Roberto Martínez, técnico da Bélgica, fugiu da pergunta sobre a possível entrada de Fellaini ou uma mudança de sistema para ganhar solidez. Tite evitou responder sobre transformar o Plano B do jogo com o México em Plano A.
— Não dá para ter só uma forma de jogar. Temos as duas dominadas e vamos aperfeiçoando conforme a necessidade.
O jogo será um permanente exercício de equilíbrio, algo que o Brasil teve mais do que a Bélgica até aqui. Mas será um encontro de jogadores especialistas nos duelos pessoais, o um contra um, a busca do drible. A tradição brasileira e o poderio de Neymar, Coutinho, Willian e Jesus podem induzir os belgas a reduzirem riscos e esperarem a seleção atacar; mas trata-se de um time leve, ofensivo e fraco ao defender, o que podem empurrá-lo ao ataque.

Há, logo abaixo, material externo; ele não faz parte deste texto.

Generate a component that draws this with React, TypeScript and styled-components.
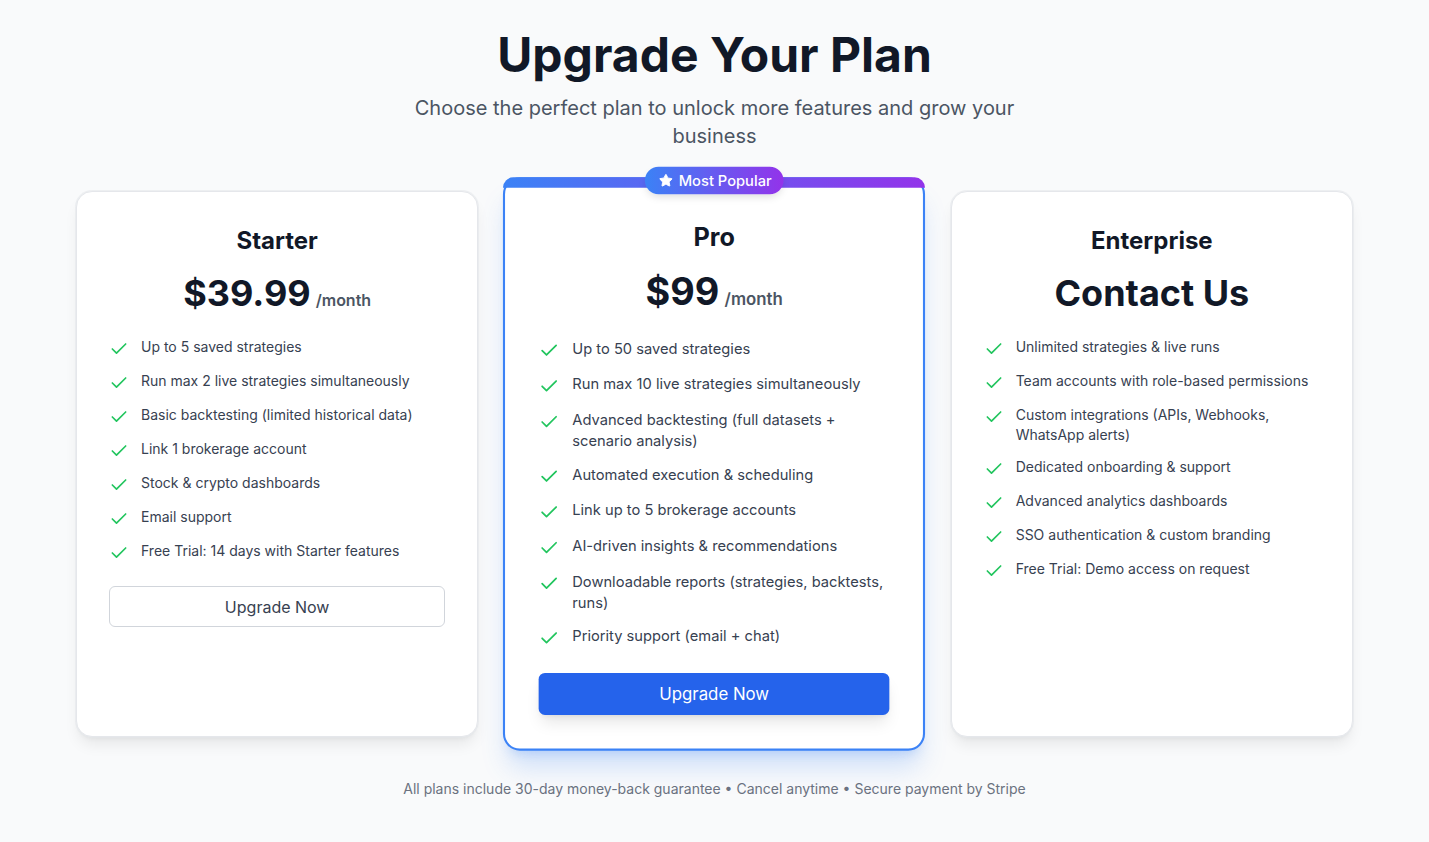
import React from "react";
import styled, { createGlobalStyle, css } from "styled-components";
import { Check, Star } from "lucide-react";

const GlobalStyle = createGlobalStyle`
  html, body {
    margin: 0;
    padding: 0;
    background: #f9fafb;
    font-family: Inter, "Noto Sans", "Liberation Sans", sans-serif;
    -webkit-font-smoothing: antialiased;
  }
  * { box-sizing: border-box; }
`;

const Page = styled.main`
  display: flex;
  flex-direction: column;
  align-items: center;
  padding: 31px 0 40px;
`;

const Header = styled.header`
  display: flex;
  flex-direction: column;
  align-items: center;
  text-align: center;
`;

const Title = styled.h1`
  margin: 0 0 15px;
  font-size: 48px;
  line-height: 48px;
  font-weight: 700;
  color: #111827;
`;

const Subtitle = styled.p`
  margin: 0;
  max-width: 672px;
  font-size: 20px;
  line-height: 28px;
  color: #4b5563;
`;

const Grid = styled.section`
  margin-top: 41px;
  width: 1277px;
  display: grid;
  grid-template-columns: repeat(3, 1fr);
  column-gap: 35px;
  align-items: stretch;
`;

const Card = styled.article<{ $featured?: boolean }>`
  position: relative;
  display: flex;
  flex-direction: column;
  background: #ffffff;
  border-radius: 16px;
  padding: 33px 32px 32px;
  border: 1px solid #e5e7eb;
  box-shadow: 0 0 0 1px rgba(229, 231, 235, 0.6), 0 10px 15px -3px rgba(0, 0, 0, 0.08),
    0 4px 6px -4px rgba(0, 0, 0, 0.08);
  ${(p) =>
    p.$featured &&
    css`
      padding-top: 39px;
      border: 2px solid #3b82f6;
      transform: scale(1.05);
      box-shadow: 0 20px 25px -5px rgba(59, 130, 246, 0.22), 0 8px 10px -6px rgba(59, 130, 246, 0.22);
      z-index: 1;
    `}
`;

const TopBar = styled.div`
  position: absolute;
  top: -2px;
  left: -2px;
  right: -2px;
  height: 10px;
  border-radius: 16px 16px 0 0;
  background: linear-gradient(90deg, #3b82f6, #9333ea);
`;

const Badge = styled.div`
  position: absolute;
  top: -12px;
  left: 50%;
  transform: translateX(-50%);
  display: flex;
  align-items: center;
  gap: 5px;
  padding: 3px 11px 3px 13px;
  border-radius: 999px;
  background: linear-gradient(90deg, #3b82f6, #9333ea);
  color: #ffffff;
  font-size: 14px;
  line-height: 20px;
  font-weight: 500;
  white-space: nowrap;
  box-shadow: 0 4px 8px -2px rgba(0, 0, 0, 0.15);
`;

const PlanName = styled.h2`
  margin: 0 0 15px;
  text-align: center;
  font-size: 24px;
  line-height: 32px;
  font-weight: 700;
  color: #111827;
`;

const PriceRow = styled.div`
  display: flex;
  justify-content: center;
  align-items: baseline;
  gap: 5px;
  height: 41px;
  margin-bottom: 24px;
`;

const Amount = styled.span`
  font-size: 36px;
  line-height: 42px;
  font-weight: 700;
  color: #111827;
`;

const Period = styled.span`
  font-size: 16px;
  line-height: 24px;
  font-weight: 600;
  color: #4b5563;
`;

const FeatureList = styled.ul`
  list-style: none;
  margin: 0 0 23px;
  padding: 0;
  display: flex;
  flex-direction: column;
  gap: 12px;
`;

const Feature = styled.li`
  display: flex;
  align-items: flex-start;
  gap: 12px;
  font-size: 14px;
  line-height: 20px;
  color: #374151;
`;

const CheckIcon = styled(Check)`
  flex-shrink: 0;
  margin-top: 2px;
  color: #22c55e;
`;

const Button = styled.button<{ $primary?: boolean }>`
  width: 100%;
  height: 41px;
  border-radius: 6px;
  font-family: inherit;
  font-size: 16px;
  line-height: 24px;
  font-weight: 400;
  cursor: pointer;
  ${(p) =>
    p.$primary
      ? css`
          border: none;
          height: 40px;
          background: #2563eb;
          color: #ffffff;
          box-shadow: 0 10px 15px -3px rgba(0, 0, 0, 0.1), 0 4px 6px -4px rgba(0, 0, 0, 0.1);
        `
      : css`
          border: 1px solid #d1d5db;
          background: #ffffff;
          color: #374151;
        `}
`;

const Footer = styled.p`
  margin: 42px 0 0;
  font-size: 14px;
  line-height: 20px;
  color: #6b7280;
  text-align: center;
`;

type Plan = {
  name: string;
  price?: string;
  contact?: boolean;
  featured?: boolean;
  features: string[];
  button?: boolean;
};

const plans: Plan[] = [
  {
    name: "Starter",
    price: "$39.99",
    button: true,
    features: [
      "Up to 5 saved strategies",
      "Run max 2 live strategies simultaneously",
      "Basic backtesting (limited historical data)",
      "Link 1 brokerage account",
      "Stock & crypto dashboards",
      "Email support",
      "Free Trial: 14 days with Starter features",
    ],
  },
  {
    name: "Pro",
    price: "$99",
    featured: true,
    button: true,
    features: [
      "Up to 50 saved strategies",
      "Run max 10 live strategies simultaneously",
      "Advanced backtesting (full datasets + scenario analysis)",
      "Automated execution & scheduling",
      "Link up to 5 brokerage accounts",
      "AI-driven insights & recommendations",
      "Downloadable reports (strategies, backtests, runs)",
      "Priority support (email + chat)",
    ],
  },
  {
    name: "Enterprise",
    contact: true,
    features: [
      "Unlimited strategies & live runs",
      "Team accounts with role-based permissions",
      "Custom integrations (APIs, Webhooks, WhatsApp alerts)",
      "Dedicated onboarding & support",
      "Advanced analytics dashboards",
      "SSO authentication & custom branding",
      "Free Trial: Demo access on request",
    ],
  },
];

export default function App() {
  return (
    <>
      <GlobalStyle />
      <Page>
        <Header>
          <Title>Upgrade Your Plan</Title>
          <Subtitle>
            Choose the perfect plan to unlock more features and grow your business
          </Subtitle>
        </Header>
        <Grid>
          {plans.map((plan) => (
            <Card key={plan.name} $featured={plan.featured}>
              {plan.featured && (
                <>
                  <TopBar />
                  <Badge>
                    <Star size={14} fill="#ffffff" strokeWidth={1.5} />
                    Most Popular
                  </Badge>
                </>
              )}
              <PlanName>{plan.name}</PlanName>
              <PriceRow>
                {plan.contact ? (
                  <Amount>Contact Us</Amount>
                ) : (
                  <>
                    <Amount>{plan.price}</Amount>
                    <Period>/month</Period>
                  </>
                )}
              </PriceRow>
              <FeatureList>
                {plan.features.map((f) => (
                  <Feature key={f}>
                    <CheckIcon size={20} strokeWidth={2} />
                    <span>{f}</span>
                  </Feature>
                ))}
              </FeatureList>
              {plan.button && <Button $primary={plan.featured}>Upgrade Now</Button>}
            </Card>
          ))}
        </Grid>
        <Footer>
          All plans include 30-day money-back guarantee • Cancel anytime • Secure payment by Stripe
        </Footer>
      </Page>
    </>
  );
}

Por outro lado a seleção de Tite enfrenta seu rival mais técnico, cheio de astros em clubes de elite. Precisará de cuidados, porque há desacertos defensivos constantemente cobertos pela enorme capacidade de Thiago Silva, Miranda e do hoje ausente Casemiro. Mas também terá que ativar seus homens decisivos na frente. O melhor de tudo é que o duelo tático será travado por homens de alta dose de talento, sempre a postos para desequilibrar. Promete ser fascinante a noite de Kazan.